Sunday, October 4, 2009

Additional Psionic Talents

Psionicists use the same experience table as Magic Users. So, in order to achieve 2nd Level, a Psionicist must obtain 2,500 experience points, and so on.

At each level, after first level, a Psionicist may aquire up to two additional levels of psionic talent mastery. In order to obtain each additional psionic talent, the Player rolls a d20, twice. If both rolls are less than the character's Charisma, the character obtains two new talents. If one roll is less than the character's Charisma, the character obtains one new talent. If neither roll is less than the character's Charisma, the character obtains another level in their wild talent.

Once you have determined how many new talents you have obtained, you a d10 and consult the talent table. 3rd Level Psionicists can roll on the first or second column. 5th Level Psionicists can roll on the first, second or third column, and 7th Level Psionicists can roll on any of the 4 columns. If you obtain a result, but you do not have a talent in an earlier column, you must take the earliest talent in that talent tree, that you do not yet possess.

For example, at 5th Level, the Player rolls on column 3, and gets a result of 3, "Mass Invisibility". Since her character does not have "limited invisibility" or "invisibility" she must take "limited invisibility" instead.

6 comments:

The Rusty Battle Axe said...

I like it. I think you have managed to create something that is significantly different both mechanically and in terms of ability from the spell-casting classes.

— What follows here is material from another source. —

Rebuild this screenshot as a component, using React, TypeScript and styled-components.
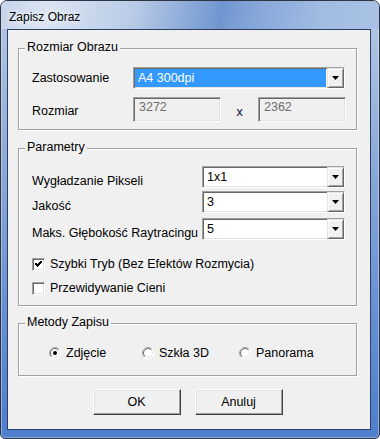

I'm wondering if you add a second set of minor abilities that would be similar to cantrips--spoon-bending sorts of things. Not sure it would be worth the effort. The other possibility is to create a giant list of oddities and have the player get one of them randomly at some point along the way. Kind of an XMen sort of thing, although it those abilities would have to be thought through so as to not create unintended consequences or something that is too hard to play or to ref.

Restless said...

Is the psionicist limited in the number of times they can use their talents, or are they completely at-will?

The Rusty Battle Axe said...

@Restless: That had crossed my mind, too.

A Paladin In Citadel said...

In order to enforce game balance (ie. not make magic users redundant) I think you would have to apply vancian magic principles to psionic abilities.

Certainly there was a limit to Psionic abilities in the 0e and 1e rules, if I recall correctly. And I think there is a precedent in fantasy and science fiction literature, where psionic characters exhaust their powers.

I'm open to a different approach.

I am thinking that the wild talent might have some exponential component to it, since based on my thinking, you can obtain additional levels of your wild talent. That may be redundant with the tree system, I am still trying to settle upon my preferred approach.

Thoughts? Alternatives?

The Rusty Battle Axe said...

I think I would opt for the Vancian approach, if for no other reason that it works pretty well (and I am much more of a pragmatist than a dogmatist when it comes to gaming). It would seem very very tempting to go towards some sort of point system, but I have never really seen that work in a D&D system along side of Vancian magic. Not saying it couldn't, just saying I haven't seen it work.

You could also do the Wand of Wonder approach--if the psioncist somehow fails to control her powers, some random thing happens. It appeals to my sense of humor, but in game play it would be very unfortunate. My current characters are accompanied by a dog that has a different set of random powers everyday--they haven't quite figured out what the deal is. I should have named him CARCOSA, but the joke would have been only for my benefit. But I disgress...

A Paladin In Citadel said...

Yes, I am leaning towards the Vancian approach, although I am tempted to go back to the original 10 wild talent list, and simply make each upgrade flow from the initial list.